Data shown:
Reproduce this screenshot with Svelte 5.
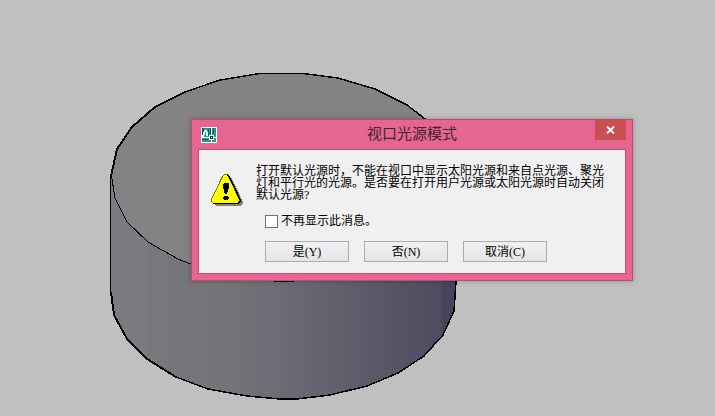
<script>
  let hideMessage = $state(false);
  let open = $state(true);
  const actions = ['是(Y)', '否(N)', '取消(C)'];
</script>

<main class="viewport">
  <svg class="model" width="715" height="416" viewBox="0 0 715 416" shape-rendering="crispEdges" aria-hidden="true">
    <defs>
      <linearGradient id="side" gradientUnits="userSpaceOnUse" x1="111" y1="320" x2="456" y2="320">
        <stop offset="0" stop-color="#7c7b80" />
        <stop offset=".105" stop-color="#7b7a7f" />
        <stop offset=".105" stop-color="#78777c" />
        <stop offset=".19" stop-color="#76767b" />
        <stop offset=".19" stop-color="#747578" />
        <stop offset=".35" stop-color="#727478" />
        <stop offset=".5" stop-color="#6a6b74" />
        <stop offset=".72" stop-color="#5d5c6a" />
        <stop offset=".96" stop-color="#4d4b5f" />
        <stop offset=".96" stop-color="#474659" />
        <stop offset="1" stop-color="#444357" />
      </linearGradient>
    </defs>
    <path fill="url(#side)" d="M111 176V292L114 315 127 339 147 359 176 377 208 389 247 396 280 399H297L330 395 367 386 398 373 424 356 443 335 454 311 456 281V176Z" />
    <path fill="#838385" d="M111 176L117 149 132 127 155 107 185 92 220 80 260 73H303L338 78 375 89 407 105 433 125 450 148 456 176 452 205 435 230 405 250 370 265 330 277 294 281H278L230 276 191 264 178 259 148 242 127 222 115 198Z" />
    <path fill="none" stroke="#000" d="M111.500 176L115 198 127 222 148 242 178 259 191 264 230 276 278 281.500H294" />
    <path fill="none" stroke="#000" stroke-width="1.500" d="M155 107L185 92 220 80 260 73.500H303L338 78 375 89 407 105 433 125M456 270V281L454 311 443 335 424 356 398 373 367 386 330 395 297 399H280L247 396 208 389 176 377" />
    <path fill="none" stroke="#000" stroke-width="2" d="M111 176L117 149 132 127 155 107M176 377L147 359 127 339 114 315 111 292" />
    <path fill="none" stroke="#000" d="M110.500 176V292" />
  </svg>

  {#if open}
    <div class="dialog" role="dialog" aria-labelledby="title">
      <header>
        <svg class="logo" width="16" height="16" viewBox="0 0 16 16" shape-rendering="crispEdges" aria-hidden="true">
          <path fill="#fff" d="M0 0h16v16H0z" />
          <path fill="#1a9e94" d="M1 1h14v14H1z" />
          <path fill="#0a5f60" d="M1 1h2v5H2v3H1zM7 2h1v7H7zM9 1h1v7H9zM12 1h1v6h-1zM1 12h6v1H1z" />
          <path fill="#e4f5f2" d="M3 3h3v2h1v4H5V5H4v3H3v2H1V8h1V5h1z" />
          <path fill="#fff" d="M10 1h1v7h2v2h2v1h-2v2h-2v2h-1v-2H8v-2H1v-1h7V8h2z" />
          <path fill="#063f43" d="M9 9h3v3H9z" />
          <path fill="#fff" d="M10 10h1v1h-1z" />
        </svg>
        <h1 id="title">视口光源模式</h1>
        <button class="close" aria-label="关闭" onclick={() => (open = false)}>
          <svg width="9" height="8" viewBox="0 0 9 8" aria-hidden="true"><path d="M1 .5 8 7.500M8 .5 1 7.500" stroke="#fff" stroke-width="1.800" /></svg>
        </button>
      </header>
      <section>
        <svg class="warning" width="33" height="33" viewBox="0 0 33 33" shape-rendering="crispEdges" aria-hidden="true">
          <defs><path id="sign" d="M13.500.5h2l2 2 10.500 22.500v2.500l-1.500 2h-24l-2-2V25l11-22.500z" /></defs>
          <use href="#sign" x="3" y="2" fill="#808080" stroke="#808080" />
          <use href="#sign" x="1" y="0" fill="#000" stroke="#000" />
          <use href="#sign" fill="#ff0" stroke="#808000" />
          <path d="M16 .5 18 3 29 25.500v2l-2 2H2" fill="none" stroke="#000" />
          <path fill="#000" d="M13 9h4l1 1v4l-1 2v1l-1 3h-2l-1-3v-1l-1-2v-4zM13 22h4v1h1v2h-1v1h-4v-1h-1v-2h1z" />
        </svg>
        <div class="content">
          <p>打开默认光源时，不能在视口中显示太阳光源和来自点光源、聚光灯和平行光的光源。是否要在打开用户光源或太阳光源时自动关闭默认光源?</p>
          <div class="controls">
            <label><input type="checkbox" bind:checked={hideMessage} />不再显示此消息。</label>
            <div class="actions">
              {#each actions as action}
                <button onclick={() => (open = false)}>{action}</button>
              {/each}
            </div>
          </div>
        </div>
      </section>
    </div>
  {/if}
</main>

<style>
  :global(body) { margin: 0; background: #c0c0c0; }
  .viewport {
    position: relative;
    min-height: 100vh;
    overflow: hidden;
    background: #c0c0c0;
    font-family: "Liberation Serif", "Noto Sans CJK SC", sans-serif;
    font-size: 12px;
    color: #000;
  }
  .model { position: absolute; left: 0; top: 0; }
  .dialog {
    position: absolute;
    left: 191px;
    top: 119px;
    box-sizing: border-box;
    width: 442px;
    padding: 0 6px 6px;
    border: 1px solid #b84f73;
    background: #e66690;
    box-shadow: 0 0 5px rgba(0, 0, 0, .25);
  }
  header {
    display: grid;
    grid-template-columns: 31px 1fr 31px;
    align-items: center;
    height: 29px;
  }
  .logo { margin-left: 3px; }
  h1 {
    margin: 0;
    text-align: center;
    font: 15px/26px "Noto Sans CJK SC", sans-serif;
    align-self: start;
    color: #3b2730;
  }
  .close {
    display: flex;
    align-items: center;
    justify-content: center;
    align-self: start;
    width: 31px;
    height: 20px;
    padding: 0;
    border: 0;
    background: #c75050;
  }
  section {
    display: flex;
    gap: 12px;
    padding: 15px 12px 11px;
    border: 1px solid #c0537a;
    background: #f0f0f0;
  }
  .warning { flex: none; margin-top: 9px; }
  .content { flex: 1; }
  p { width: 350px; margin: 0; line-height: 12px; }
  .controls { padding: 12px 0 0 9px; }
  label { display: flex; align-items: center; gap: 3px; height: 16px; line-height: 16px; }
  input {
    appearance: none;
    box-sizing: border-box;
    width: 13px;
    height: 13px;
    margin: 0;
    border: 1px solid #707070;
    background: #fff;
  }
  input:checked { box-shadow: inset 0 0 0 3px #fff; background: #222; }
  .actions { display: flex; gap: 15px; margin-top: 12px; }
  .actions button {
    box-sizing: border-box;
    width: 84px;
    height: 21px;
    padding: 0;
    border: 1px solid #acacac;
    background: linear-gradient(#f0f0f0, #e5e5e5);
    font: inherit;
    line-height: 18px;
    color: #000;
  }
</style>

Challenge: Your task is an exact transcription of all the data, minus the pictures.

Reply to the exercise:
Reproduce this screenshot with Svelte 5.
<script>
  let hideMessage = $state(false);
  let open = $state(true);
  const actions = ['是(Y)', '否(N)', '取消(C)'];
</script>

<main class="viewport">
  <svg class="model" width="715" height="416" viewBox="0 0 715 416" shape-rendering="crispEdges" aria-hidden="true">
    <defs>
      <linearGradient id="side" gradientUnits="userSpaceOnUse" x1="111" y1="320" x2="456" y2="320">
        <stop offset="0" stop-color="#7c7b80" />
        <stop offset=".105" stop-color="#7b7a7f" />
        <stop offset=".105" stop-color="#78777c" />
        <stop offset=".19" stop-color="#76767b" />
        <stop offset=".19" stop-color="#747578" />
        <stop offset=".35" stop-color="#727478" />
        <stop offset=".5" stop-color="#6a6b74" />
        <stop offset=".72" stop-color="#5d5c6a" />
        <stop offset=".96" stop-color="#4d4b5f" />
        <stop offset=".96" stop-color="#474659" />
        <stop offset="1" stop-color="#444357" />
      </linearGradient>
    </defs>
    <path fill="url(#side)" d="M111 176V292L114 315 127 339 147 359 176 377 208 389 247 396 280 399H297L330 395 367 386 398 373 424 356 443 335 454 311 456 281V176Z" />
    <path fill="#838385" d="M111 176L117 149 132 127 155 107 185 92 220 80 260 73H303L338 78 375 89 407 105 433 125 450 148 456 176 452 205 435 230 405 250 370 265 330 277 294 281H278L230 276 191 264 178 259 148 242 127 222 115 198Z" />
    <path fill="none" stroke="#000" d="M111.500 176L115 198 127 222 148 242 178 259 191 264 230 276 278 281.500H294" />
    <path fill="none" stroke="#000" stroke-width="1.500" d="M155 107L185 92 220 80 260 73.500H303L338 78 375 89 407 105 433 125M456 270V281L454 311 443 335 424 356 398 373 367 386 330 395 297 399H280L247 396 208 389 176 377" />
    <path fill="none" stroke="#000" stroke-width="2" d="M111 176L117 149 132 127 155 107M176 377L147 359 127 339 114 315 111 292" />
    <path fill="none" stroke="#000" d="M110.500 176V292" />
  </svg>

  {#if open}
    <div class="dialog" role="dialog" aria-labelledby="title">
      <header>
        <svg class="logo" width="16" height="16" viewBox="0 0 16 16" shape-rendering="crispEdges" aria-hidden="true">
          <path fill="#fff" d="M0 0h16v16H0z" />
          <path fill="#1a9e94" d="M1 1h14v14H1z" />
          <path fill="#0a5f60" d="M1 1h2v5H2v3H1zM7 2h1v7H7zM9 1h1v7H9zM12 1h1v6h-1zM1 12h6v1H1z" />
          <path fill="#e4f5f2" d="M3 3h3v2h1v4H5V5H4v3H3v2H1V8h1V5h1z" />
          <path fill="#fff" d="M10 1h1v7h2v2h2v1h-2v2h-2v2h-1v-2H8v-2H1v-1h7V8h2z" />
          <path fill="#063f43" d="M9 9h3v3H9z" />
          <path fill="#fff" d="M10 10h1v1h-1z" />
        </svg>
        <h1 id="title">视口光源模式</h1>
        <button class="close" aria-label="关闭" onclick={() => (open = false)}>
          <svg width="9" height="8" viewBox="0 0 9 8" aria-hidden="true"><path d="M1 .5 8 7.500M8 .5 1 7.500" stroke="#fff" stroke-width="1.800" /></svg>
        </button>
      </header>
      <section>
        <svg class="warning" width="33" height="33" viewBox="0 0 33 33" shape-rendering="crispEdges" aria-hidden="true">
          <defs><path id="sign" d="M13.500.5h2l2 2 10.500 22.500v2.500l-1.500 2h-24l-2-2V25l11-22.500z" /></defs>
          <use href="#sign" x="3" y="2" fill="#808080" stroke="#808080" />
          <use href="#sign" x="1" y="0" fill="#000" stroke="#000" />
          <use href="#sign" fill="#ff0" stroke="#808000" />
          <path d="M16 .5 18 3 29 25.500v2l-2 2H2" fill="none" stroke="#000" />
          <path fill="#000" d="M13 9h4l1 1v4l-1 2v1l-1 3h-2l-1-3v-1l-1-2v-4zM13 22h4v1h1v2h-1v1h-4v-1h-1v-2h1z" />
        </svg>
        <div class="content">
          <p>打开默认光源时，不能在视口中显示太阳光源和来自点光源、聚光灯和平行光的光源。是否要在打开用户光源或太阳光源时自动关闭默认光源?</p>
          <div class="controls">
            <label><input type="checkbox" bind:checked={hideMessage} />不再显示此消息。</label>
            <div class="actions">
              {#each actions as action}
                <button onclick={() => (open = false)}>{action}</button>
              {/each}
            </div>
          </div>
        </div>
      </section>
    </div>
  {/if}
</main>

<style>
  :global(body) { margin: 0; background: #c0c0c0; }
  .viewport {
    position: relative;
    min-height: 100vh;
    overflow: hidden;
    background: #c0c0c0;
    font-family: "Liberation Serif", "Noto Sans CJK SC", sans-serif;
    font-size: 12px;
    color: #000;
  }
  .model { position: absolute; left: 0; top: 0; }
  .dialog {
    position: absolute;
    left: 191px;
    top: 119px;
    box-sizing: border-box;
    width: 442px;
    padding: 0 6px 6px;
    border: 1px solid #b84f73;
    background: #e66690;
    box-shadow: 0 0 5px rgba(0, 0, 0, .25);
  }
  header {
    display: grid;
    grid-template-columns: 31px 1fr 31px;
    align-items: center;
    height: 29px;
  }
  .logo { margin-left: 3px; }
  h1 {
    margin: 0;
    text-align: center;
    font: 15px/26px "Noto Sans CJK SC", sans-serif;
    align-self: start;
    color: #3b2730;
  }
  .close {
    display: flex;
    align-items: center;
    justify-content: center;
    align-self: start;
    width: 31px;
    height: 20px;
    padding: 0;
    border: 0;
    background: #c75050;
  }
  section {
    display: flex;
    gap: 12px;
    padding: 15px 12px 11px;
    border: 1px solid #c0537a;
    background: #f0f0f0;
  }
  .warning { flex: none; margin-top: 9px; }
  .content { flex: 1; }
  p { width: 350px; margin: 0; line-height: 12px; }
  .controls { padding: 12px 0 0 9px; }
  label { display: flex; align-items: center; gap: 3px; height: 16px; line-height: 16px; }
  input {
    appearance: none;
    box-sizing: border-box;
    width: 13px;
    height: 13px;
    margin: 0;
    border: 1px solid #707070;
    background: #fff;
  }
  input:checked { box-shadow: inset 0 0 0 3px #fff; background: #222; }
  .actions { display: flex; gap: 15px; margin-top: 12px; }
  .actions button {
    box-sizing: border-box;
    width: 84px;
    height: 21px;
    padding: 0;
    border: 1px solid #acacac;
    background: linear-gradient(#f0f0f0, #e5e5e5);
    font: inherit;
    line-height: 18px;
    color: #000;
  }
</style>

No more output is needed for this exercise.